Aug 29, 2017 | 11:00—12:30
Join us for a lunch talk by Javier Fernandez on “Democratizing Big Semantic Data management, or how to query a labeled graph with 28 billion edges in a standard laptop” on Tuesday, August 29, at 11:00 am at the Hub in Room 101.
Abstract: “Linked Open Data” is a collective effort for the integration and combination of data from diverse sources, converting existing scattered data in the Web into profitable knowledge. Data providers make use of a common graph-based model, the Resource Description Framework (RDF), to describe and link data with various degrees of structure (or lack thereof).
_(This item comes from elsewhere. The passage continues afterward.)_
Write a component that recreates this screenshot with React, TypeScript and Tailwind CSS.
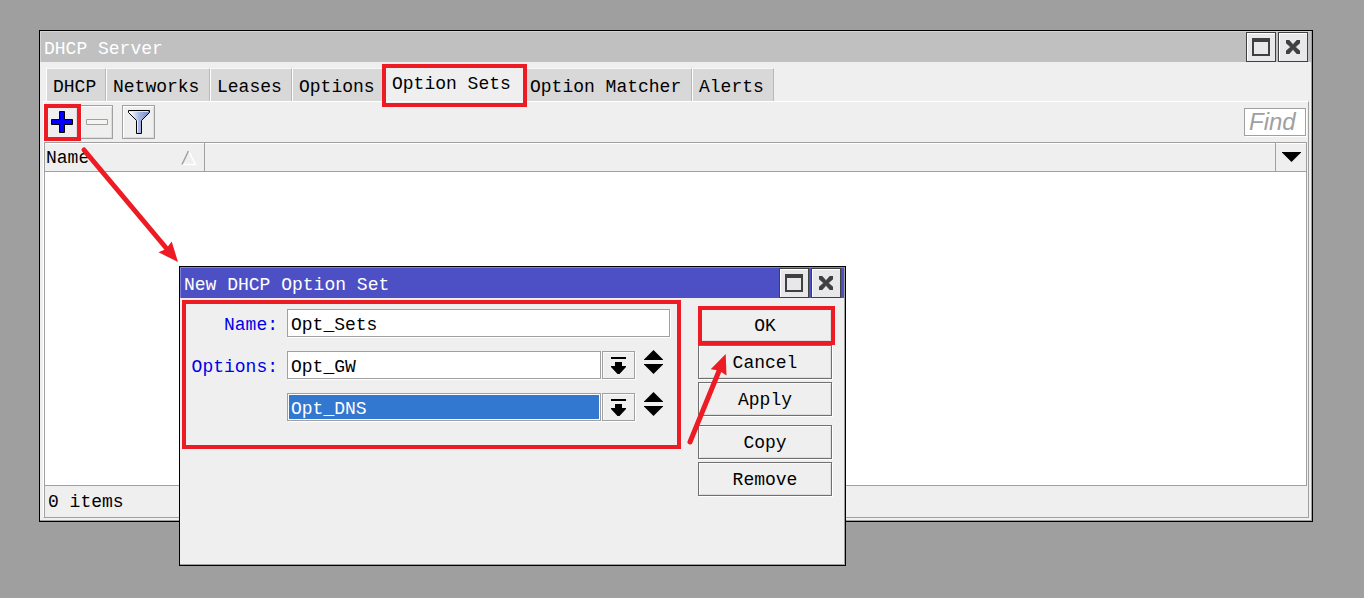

The potential of this Big Semantic Data is under-exploited when data management is based on traditional, human-readable RDF representations, which add unnecessary overheads when storing, exchanging and consuming RDF in the context of a large-scale and machine-understandable Semantic Web. In this talk WE will first discuss the main challenges emerging in a Big Semantic Data scenario, and we will present fundamental concepts of Compact Data Structures and RDF self-indexes. Then, we will introduce HDT, a compact data structure and binary serialization format that keeps big RDF datasets compressed while maintaining search and browse operations without prior decompression. Finally, we will show the application of HDT to represent and query more than 28 billion edges of the current Linked Open Data network.